IV. Zwischenergebnis
V hat den Anspruch auf Kaufpreiszahlung gemäß § 433 II BGB gegenüber K nicht erworben.

B. Ergebnis
V hat keinen Anspruch auf Zahlung des Kaufpreises gemäß § 433 Abs. 2 BGB.


5. Formulierungsvorschlag Fallabwandlung 1


III. Wirksamkeit
Der zwischen V und K geschlossene Kaufvertrag könnte hier gemäß § 105 I BGB unwirksam sein, wenn K dem Personenkreis der Geschäftsunfähigen (§ 104 BGB) angehört.
Geschäftsunfähig ist gemäß § 104 Nr. 1 BGB wer das siebente Lebensjahr nicht vollendet hat.
Laut Sachverhalt ist K 5 Jahre alt und damit also nach § 104 Nr. 1 BGB geschäftsunfähig.
Der Kaufvertrag ist folglich gemäß § 105 I BGB unwirksam.

IV. Zwischenergebnis
V hat den Anspruch auf Kaufpreiszahlung gemäß § 433 II BGB gegenüber K nicht erworben.

B. Ergebnis
V hat somit keinen Anspruch auf Zahlung des Kaufpreises gemäß § 433 II BGB.
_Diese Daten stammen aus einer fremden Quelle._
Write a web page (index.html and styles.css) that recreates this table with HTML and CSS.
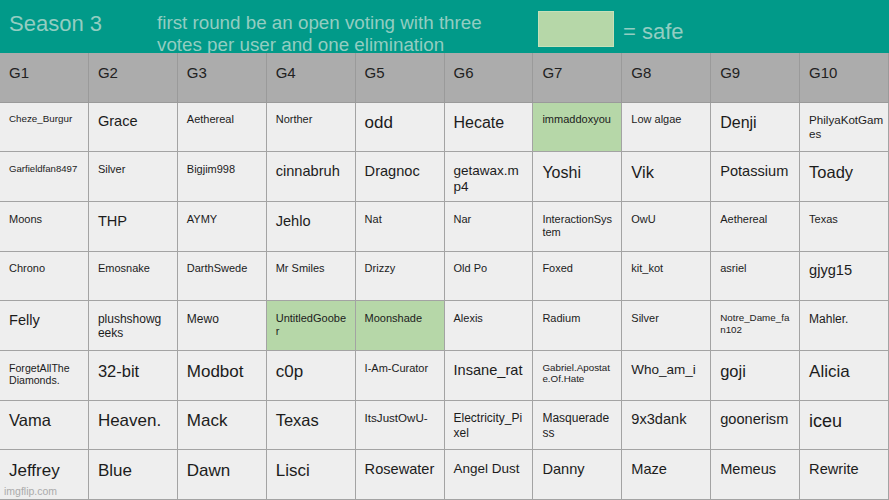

6. Formulierungsvorschlag Fallabwandlung 2

Der zwischen K und V geschlossene Kaufvertrag könnte gemäß §§ 108 I, i.V.m. III wirksam sein.
Gemäß § 108 Abs. 3 BGB tritt die Genehmigung des Minderjährigen an die Stelle seiner Eltern, wenn dieser unbeschränkt geschäftsfähig geworden ist.
Gemäß § 2 BGB tritt die Volljährigkeit mit Vollendung des 18. Lebensjahres ein.
Laut Sachverhalt wird K in 4 Tagen 18 Jahre alt. Seine Genehmigung (§ 184 I BGB) tritt dann gemäß §§ 2, 108 III BGB an die Stelle der Genehmigung seiner Eltern.
V könnte somit warten bis K volljährig ist und er den Kauf selbst genehmigen kann.